Applying for jobs: Karen’s advice for women
- Be confident in your skills
- Think about how your broad experience fits the job specification: you can demonstrate skills and experience in lots of different ways from work life and general life
- The technical aspects of a job are only one part of the picture: softer skills are crucial, too
- You don’t need to know everything right now – you can learn.
Women supporting women
Karen cites being named Best Woman in Health and Safety as one of her proudest achievements, not least because the nomination for the award came from an area director she worked alongside who wanted her strategic contribution to be recognised.
Another significant achievement was returning to work after the birth of her first child with Chartered status under her belt. ‘On reflection, it was really important to me to go back to work with Chartered status.
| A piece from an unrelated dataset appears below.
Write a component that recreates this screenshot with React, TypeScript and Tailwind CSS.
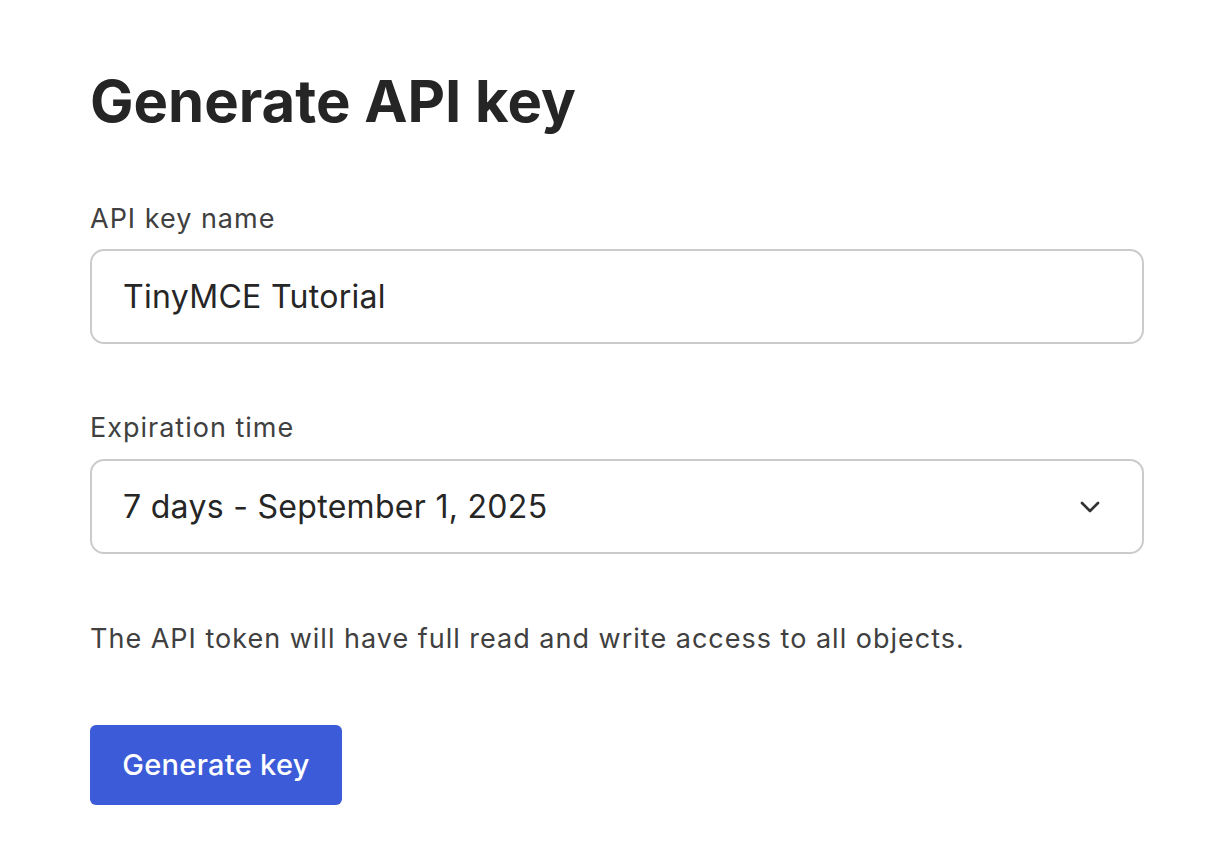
import React from "react";
import { ChevronDown } from "lucide-react";

export default function App() {
  return (
    <div className="min-h-screen bg-white" style={{ fontFamily: "Inter, 'Noto Sans', sans-serif" }}>
      <div className="pl-[90px] pr-[75px] pt-[68px]">
        <h1 className="text-[58px] leading-[66px] font-bold text-[#252525]">Generate API key</h1>
        <div className="mt-[69px] text-[27px] leading-[32px] tracking-[1px] text-[#404040]">API key name</div>
        <div className="mt-[14px] h-[95px] rounded-[14px] border-2 border-[#cbcbcb] flex items-center pl-[31px] text-[32px] tracking-[0.3px] text-[#262626]">
          TinyMCE Tutorial
        </div>
        <div className="mt-[68px] text-[27px] leading-[32px] tracking-[1px] text-[#404040]">Expiration time</div>
        <div className="mt-[15px] h-[95px] rounded-[14px] border-2 border-[#cbcbcb] flex items-center justify-between pl-[31px] pr-[36px] text-[32px] tracking-[0.3px] text-[#262626]">
          <span>7 days - September 1, 2025</span>
          <ChevronDown size={32} strokeWidth={2} className="text-[#333]" />
        </div>
        <p className="mt-[69px] text-[27px] leading-[32px] tracking-[1px] text-[#404040]">
          The API token will have full read and write access to all objects.
        </p>
        <button className="mt-[70px] h-[80px] w-[252px] rounded-[6px] bg-[#3c5bd9] text-white text-[29px] tracking-[0.3px] font-medium">
          Generate key
        </button>
      </div>
    </div>
  );
}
I was quite anxious to come back full-time – but having Chartered status gave me confidence and showed commitment.’
Karen is now working towards IOSH Fellowship. As with her Chartered status, she has put a deadline on it – something she recommends others do: ‘Make someone hold you to account for it! In my case, I’m being supported by the Women in Health and Safety CFIOSH support group, set up by Lindsay Sedwards.’
In future, Karen is keen to promote mental health and wellbeing in construction – she is about to deliver her first training course as a qualified mental health first aid instructor – and to continue to champion women in health and safety and in construction. Balancing the needs of three children and a full-time career is the ‘greatest challenge’, she says, but the key is ‘being present in the moment, resisting guilt about what you’re not doing, and being kind to yourself.’